Let’s Go For Simplicity

The EU sustainability certification policy is complicated, unclear and not consistent from country to country. Many agree the policy needs to be re-examined.
By Rob Vierhout | November 24, 2013

At every event I have been to where the European Union sustainability certification policy is discussed, the level of agreement amazes me. Market operators and those who do the independent auditing agree that what EU regulators have come up with doesn't work well. It seems that it is time to revisit the policy.

Under the EU rules, there are three ways to demonstrate that a biofuel is sustainable. The most common way is by using a voluntary scheme that has been approved by the European Commission. Another option is to prove compliance under the system set by an EU member state. Finally, by producing a biofuel in a country that has a “sustainability agreement” with the EU. As far as the latter is concerned, international agreements, there aren't any (yet) so that certainly cannot lead to complications.

When we go to the national level, the system already becomes less easy to understand. First of all, there is no clarity how many member states have a national system in place. If one asks the European Commission how many there are, it doesn’t know. But it is not relevant, the Commission says: member states have the obligation to make sure (check) that the market operators are complying with the law. So, if the national authorities declare a biofuel sustainable, the Commission is happy too. 

Unlike voluntary schemes that are valid in the 28 member states of the EU, national recognition does not mean that a biofuel supplier can use this “ticket of compliance” outside the country where the ticket was issued. At this point the EU law becomes complicated and actually deviant from basic community principles. 
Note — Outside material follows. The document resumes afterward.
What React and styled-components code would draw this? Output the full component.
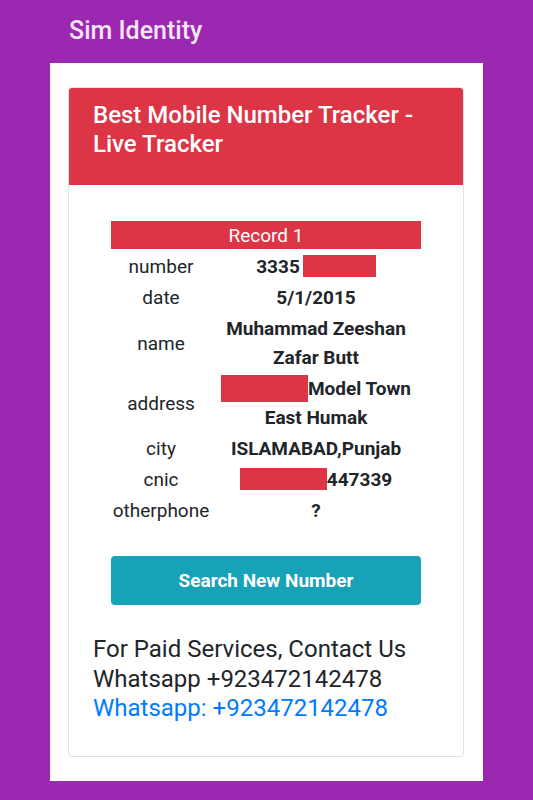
import React from 'react';
import styled, { createGlobalStyle } from 'styled-components';

const GlobalStyle = createGlobalStyle`
  html, body {
    margin: 0;
    padding: 0;
    background: #9c27b0;
  }
  body {
    font-family: Roboto, 'Liberation Sans', sans-serif;
    color: #212529;
  }
`;

const Page = styled.div`
  width: 533px;
  height: 800px;
  background: #9c27b0;
  overflow: hidden;
`;

const AppTitle = styled.div`
  height: 63px;
  padding-left: 69px;
  line-height: 62px;
  font-size: 25px;
  font-weight: 500;
  color: #f5e6f7;
`;

const Panel = styled.div`
  margin-left: 50px;
  width: 433px;
  background: #fff;
  padding: 24px 19px 24px 18px;
  box-sizing: border-box;
`;

const Card = styled.div`
  border: 1px solid #e2e2e2;
  border-radius: 4px;
  overflow: hidden;
`;

const CardHeader = styled.div`
  background: #dc3545;
  color: #fff;
  font-size: 24px;
  font-weight: 500;
  line-height: 29px;
  padding: 13px 24px 26px;
`;

const CardBody = styled.div`
  padding: 36px 0 32px;
  display: flex;
  flex-direction: column;
  align-items: center;
`;

const Table = styled.div`
  width: 310px;
  display: grid;
  grid-template-columns: 100px 210px;
  font-size: 19px;
`;

const RecordHead = styled.div`
  grid-column: 1 / 3;
  background: #dc3545;
  color: #fff;
  text-align: center;
  height: 28px;
  line-height: 29px;
  margin-bottom: 2px;
`;

const Label = styled.div`
  display: flex;
  align-items: center;
  justify-content: center;
  padding: 1px 0;
  line-height: 29px;
  white-space: nowrap;
`;

const Value = styled.div`
  text-align: center;
  font-weight: 700;
  padding: 1px 0;
  line-height: 29px;
`;

const Redact = styled.span`
  display: inline-block;
  vertical-align: middle;
  width: ${p => p.w}px;
  height: ${p => p.h}px;
  margin-left: ${p => p.gap || 0}px;
  background: #dc3545;
  margin-top: -3px;
`;

const SearchButton = styled.button`
  margin-top: 30px;
  width: 310px;
  height: 49px;
  border: none;
  border-radius: 4px;
  background: #17a2b8;
  color: #fff;
  font-family: Roboto, 'Liberation Sans', sans-serif;
  font-size: 19px;
  font-weight: 700;
  cursor: pointer;
`;

const Contact = styled.div`
  align-self: stretch;
  margin-top: 30px;
  padding-left: 24px;
  font-size: 24px;
  line-height: 29.5px;
  color: #212529;
`;

const WhatsLink = styled.a`
  display: block;
  color: #007bff;
  text-decoration: none;
`;

const rows = [
  { label: 'number', value: <>3335<Redact w={73} h={22} gap={3} /></> },
  { label: 'date', value: '5/1/2015' },
  { label: 'name', value: <>Muhammad Zeeshan<br />Zafar Butt</> },
  { label: 'address', value: <><Redact w={87} h={27} />Model Town<br />East Humak</> },
  { label: 'city', value: 'ISLAMABAD,Punjab' },
  { label: 'cnic', value: <><Redact w={87} h={22} />447339</> },
  { label: 'otherphone', value: '?' },
];

export default function App() {
  return (
    <Page>
      <GlobalStyle />
      <AppTitle>Sim Identity</AppTitle>
      <Panel>
        <Card>
          <CardHeader>Best Mobile Number Tracker - Live Tracker</CardHeader>
          <CardBody>
            <Table>
              <RecordHead>Record 1</RecordHead>
              {rows.map(r => (
                <React.Fragment key={r.label}>
                  <Label>{r.label}</Label>
                  <Value>{r.value}</Value>
                </React.Fragment>
              ))}
            </Table>
            <SearchButton>Search New Number</SearchButton>
            <Contact>
              For Paid Services, Contact Us<br />
              Whatsapp +923472142478
              <WhatsLink href="#">Whatsapp: +923472142478</WhatsLink>
            </Contact>
          </CardBody>
        </Card>
      </Panel>
    </Page>
  );
}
One of the main objectives of the European integration process is to take away internal border obstacles to obtain a single, internal market in which the free flow of goods, persons and capital is guaranteed. Harmonizing rules and regulations is one way to get there. The other way is by mutually recognizing what is common practice. Unfortunately that doesn't apply to the national biofuel sustainability schemes: a biofuel recognized as sustainable in Austria (based on the Austrian scheme) cannot automatically be used outside Austria unless the other member state(s) explicitly recognizes the Austrian scheme.

The third way to get biofuel accredited is by using a voluntary scheme, provided the European Commission recognized it. There are now 14 voluntary schemes recognized and some others still under consideration.  

The stamp of such a voluntary scheme works like a passport ideally, but unfortunately sometimes you need a different or an additional passport to cross the border. Some schemes cover the full supply chain others don't, sometimes certification applies to only a single feedstock or a single region; some schemes cover all sustainability criteria while other cover them partly; combining two schemes to get enough stamps in your passport might not do the trick because there is no automatic mutual recognition between these schemes. 

Germany has added an extra layer of complexity. It has tougher standards than the EU law and this requires a special audit to earn a certificate that is not recognized by the Commission and cannot be used outside Germany. 

The next complexity that is going to be added to an already too complex system is when certification is introduced for double counting biofuels. The serious risk of fraud leaves no other option but to go for a track and trace certification, which makes the operation more bureaucratic and expensive. Very likely we will also see a call for a certification scheme for advanced biofuels.

If we want to keep the sustainability certification affordable, understandable, efficient and effective, some sort of harmonization and simplification is key. Adding more schemes and more rules will achieve the opposite of what is intended: the more detailed it gets the more loopholes will be created.

The EU biofuel sustainability certification scheme is the first of its kind globally. It is going to be an important test case for other parts of the agricultural sector. We better get it right if we want to keep using it. Therefore, the Commission should get its act together and rely less on the fact that the industry and the member states have to figure it out. 

The review of the Renewable Energy Directive is foreseen next year. It is the best opportunity to go for a harmonization and simplification of the EU policy on the biofuels sustainability certification scheme.